Officials in Spain said at least 49 Spaniards had been killed in the accident and Germanwings said at least 72 Germans were dead.

Transport Minister Alain Vidalies said that if voices have been recorded, the investigation would proceed “fairly quickly.”

“After that, if we have to analyse the sounds, that’s a job that will take several weeks, but it’s a job that can offer us some explanations,” Vidalies told French radio.

Local prosecutor Brice Robin said initial elements could be available from the “very badly damaged” black box later on Wednesday but warned “it could take several days to have all the results.”

A second black box, recording technical flight data, has yet to be found.

Officials are scrambling to explain why the plane suddenly entered a fatal eight-minute descent shortly after reaching cruising altitude on its route between Barcelona and Duesseldorf.

No distress signal was sent and the crew failed to respond to desperate attempts at contact from ground control.

“It is inexplicable,” Lufthansa chief Carsten Spohr said in Frankfurt.

“The plane was in perfect condition and the two pilots were experienced.”

French police set up road blocks near the crash site, ordering all non-official vehicles to turn around, an AFP reporter on the scene said.

Just beyond lay a steep and broken landscape littered with the shattered pieces of what was flight 4U9525.

“It’s a zone that is very difficult to access, very slippery. There was rain and snow overnight. So we need to secure the zone before the investigators begin their work,” a spokesman for the French interior ministry, Pierre-Henry Brandet, told reporters.

“We are not in a race against time,” he said. “We need to move forward methodically.”

The plane was “totally destroyed”, a local member of parliament who flew over the site said, describing the scene as “horrendous”.

“The biggest body parts we identified are no bigger than a briefcase,” one investigator said.

More than 300 policemen and 380 firefighters have been mobilised for the grisly task of searching the site.

The plane was carrying six crew and 144 passengers, including 16 German teenagers returning home from a school trip.

Their high school in the small German town of Haltern was to hold a memorial event Wednesday to honour the victims.

“This is certainly the darkest day in the history of our city,” said a tearful Bodo Klimpel, the town’s mayor. “It is the worst thing you can imagine.”

Opera singers Oleg Bryjak, 54, and Maria Radner, 33, were also on board, flying to their home city of Duesseldorf. Radner was travelling with her husband and baby, one of two infants on board the plane.

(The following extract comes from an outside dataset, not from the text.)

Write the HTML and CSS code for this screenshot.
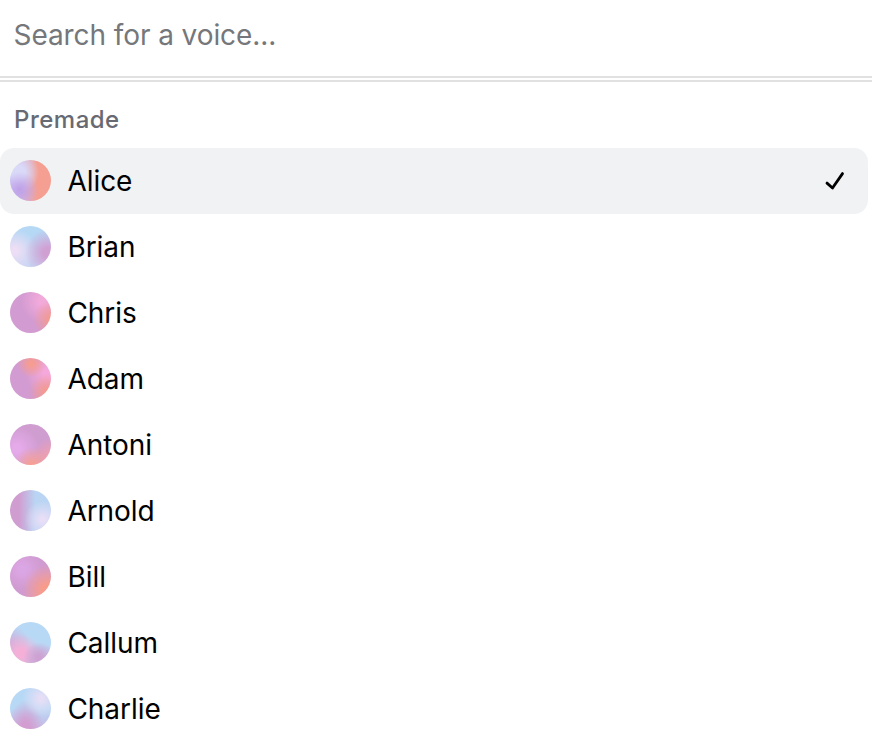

In Spain, meanwhile, a minute’s silence was observed at noon at countless points around the country, including both houses of parliament in Madrid and public offices.

As the probe gathered pace, Interior Minister Bernard Cazeneuve said investigators were not focusing on the possibility it was a terrorist attack.

Germanwings, the growing low-cost subsidiary of the prestigious Lufthansa carrier, had an unblemished safety record.

Weather did not appear to be a factor in the crash, with conditions calm at the time, French weather officials said.

It was the deadliest air crash on the French mainland since 1974 when a Turkish Airlines plane crashed, killing 346 people.

Victims were also confirmed from Argentina, Australia, Belgium, Britain, Colombia, Denmark, Holland, Israel, Japan, Mexico and the United States, according to officials.